With things like that happening for him in D.C., it’s easy to understand why Matt has been spending so much time in the city and its environs. In 2003 alone, he played Starbuck in the Signature Theater production of 110 in the Shade and Lancelot in the Arena Stage’s Camelot, earning a Helen Hayes Award nomination for the latter performance. “I think they’re able to do very interesting things in D.C. because the shows usually have short runs and also because they’re not bogged down by the finances that rule New York theater,” Matt remarks. “Luckily for us actors, D.C. is only four or five hours away and we can get there by train or car. It’s become my home away from home.”

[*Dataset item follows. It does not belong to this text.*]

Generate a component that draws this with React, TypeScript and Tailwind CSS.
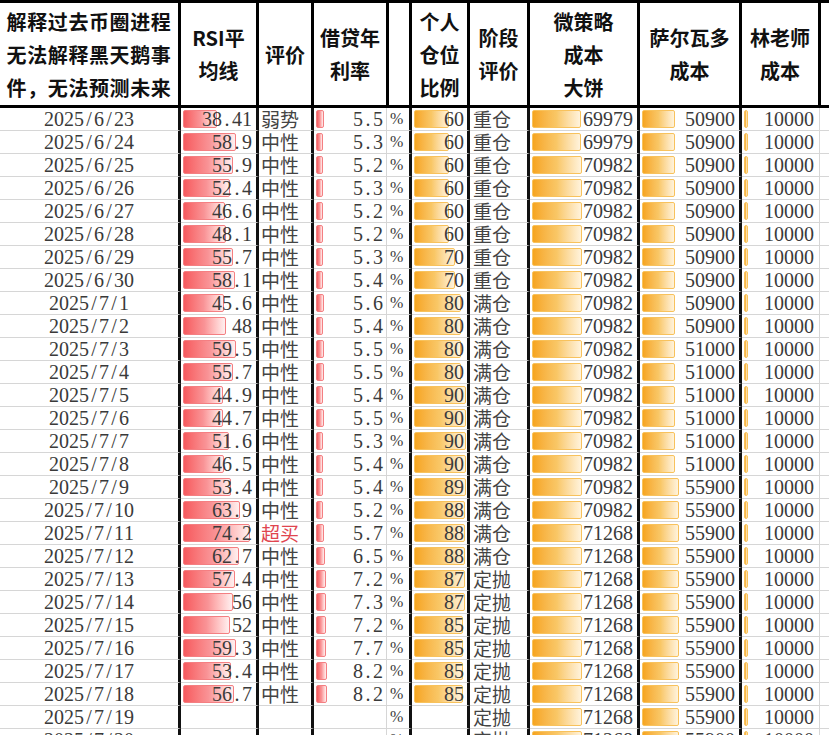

Matt’s director for Orpheus Descending is Molly Smith, who also directed him in Camelot. His role of Val in the dark, complex, highly symbolic Williams play is a departure for him, given that he usually does musicals: “I went to Molly and said, ‘I’m really interested in the Orpheus Descending that you’re going to be doing. I’m not sure if I’m right for something like that but I just want you to know.’ I loved working with her on Camelot and I thought Orpheus might be a good piece for me. I’m so glad that she gave me the chance to do it.”